Masha Gessen est journaliste au New Yorker et possède 11 livres à son actif, dont “Survivre à l’autocratie” et “The Future Is History: How Totalitarianism Reclaimed Russia” (non-traduit en français), qui a remporté le National Book Award en 2017.
Par Kelly SMITS et Rachel NOTTEAU – English version here
- Les informations doivent être considérées comme une fonction et une caractéristique essentielle des communautés locales.
- La pandémie de COVID-19, qui a touché toutes les populations, a mis en évidence la perte de l’actualité locale aux États-Unis.
- Au lieu de se concentrer sur les communautés locales, la couverture s’est focalisée sur les chiffres, les acteurs, les politiques et les débats, toutes ces choses qui sont des abstractions de ce que les gens vivaient réellement.
« L’actualité est quelque chose qui se passe dans votre communauté quand vous ne regardez pas. » Telle est la définition intuitive que Masha Gessen donne pour parler du traitement de l’actualité. Lors de son témoignage à la conférence des NPDJ, Gessen a souligné la perte des nouvelles locales, en particulier aux États-Unis, dans le contexte des crises que le monde connaît actuellement.
Cette perte est devenue évidente pendant la pandémie de Covid-19. De nombreux événements qui se sont produits au sein des communautés n’ont pas été rapportés par les journalistes. Au point où les individus ont utilisé les réseaux sociaux et non les médias pour s’informer.

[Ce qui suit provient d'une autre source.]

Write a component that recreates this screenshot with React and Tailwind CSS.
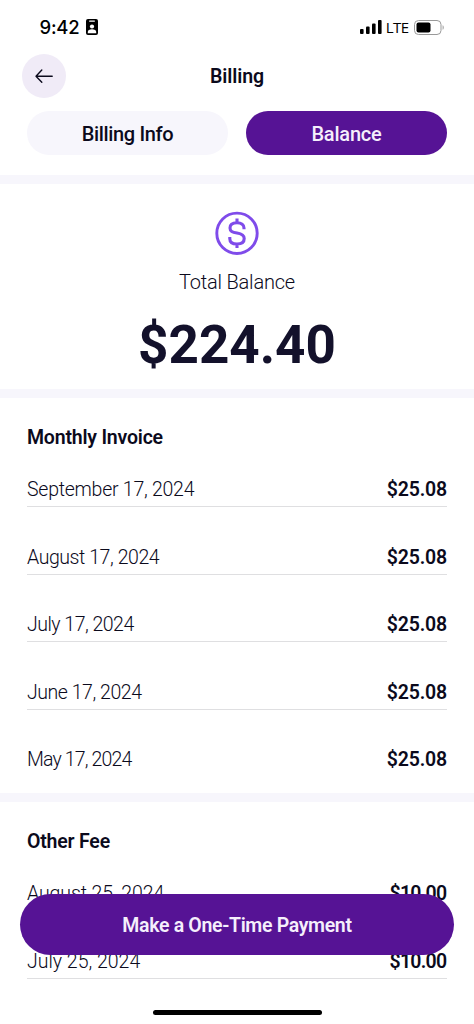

Le manque d’informations locales pendant la crise du Covid a été l’une des plus grandes tragédies de la couverture médiatique de la pandémie selon Gessen. Or cette pandémie aurait pu être traitée comme un événement d’actualité locale classique dans la mesure où elle a touché des personnes que les lecteurs connaissaient. Au lieu de cela, la couverture s’est concentrée sur les chiffres, les personnes célèbres, les politiques et les débats. Toutes ces choses qui sont des abstractions de ce que les gens vivaient réellement. En conséquence, les médias ont donné le sentiment que toutes les personnes touchées par le Covid-19 étaient lointaines. Le virus n’est pas quelque chose qui arrive à “nous” mais à “d’autres personnes”, révèle Gessen.
Gessen prend pour exemple un des grands sujets d’actualité aux Etats-Unis concernant les conseils scolaires et notamment les débats autour de la réouverture des écoles, de la vaccination et du port du masque. Le sujet a été instrumentalisé par les partis politiques au lieu d’accorder plus de voix aux personnes concernées. Gessen a déploré la politisation du débat et le traitement médiatique du sujet par des journalistes qui “observent des réunions sur Zoom et écrivent sur des personnes qu’ils n’ont jamais rencontrées”.
En substance, une actualité qui aurait dû être une histoire hyper-locale est encore une fois devenue une abstraction, alimentant la colère et le ressentiment.
Cette abstraction constante ne nuit pas seulement à la capacité de créer des histoires qui ont du sens, mais aussi à la mission même du journalisme, alerte Masha Gessen.